This paper surveys several foundational aspects of American government, examining the four principal factors that influence how members of Congress cast their votes: representational, organizational, attitudinal, and financial. It then addresses two major criticisms of Congress β special interest influence and pork barrel spending β before analyzing three key presidential powers and how the presidency has evolved since the nineteenth century. The paper also contrasts monetarist and Keynesian economic theories, explains how the national debt shapes domestic policy, and traces three watershed foreign policy events β the Spanish-American War, World War I, and World War II β that continue to define the United States' role on the world stage.

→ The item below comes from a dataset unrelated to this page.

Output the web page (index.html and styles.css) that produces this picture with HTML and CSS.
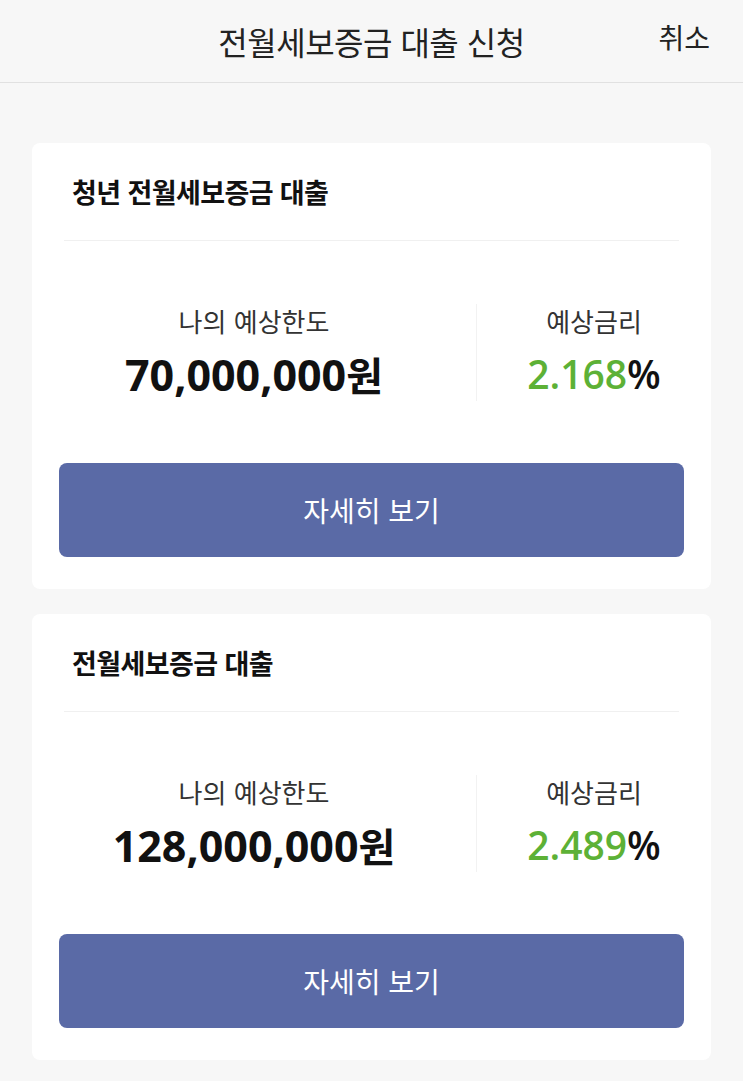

Members of Congress vote according to four principal factors. First, they vote representationally β to please their constituents and to secure reelection. This means that the member of Congress must understand what voters want and must hope that their vote earns constituent approval. This type of voting best represents social welfare and civil rights bills, though it is less influential for foreign policy bills. In certain areas, constituents and their legislator may not agree, particularly on volatile issues such as gun control or abortion.
Second, members vote according to an organizational view, which allows them to please fellow legislators and gain prestige and status. These votes are often based on their political party and its ideology; members may be supporting key party figures on special committees, or they may be influenced by more vocal or powerful party members. A legislator who votes organizationally may not hold clear, well-considered positions on all issues, or may not fully understand the party's broader ideology.
Third, members can vote according to the attitudinal view, which means the legislator votes in line with their own personal ideology. Under this view, many legislators hold positions similar to those of a majority of voters, and they seek to represent the core values of the country. This approach to congressional representation is often seen as the most principled of the four.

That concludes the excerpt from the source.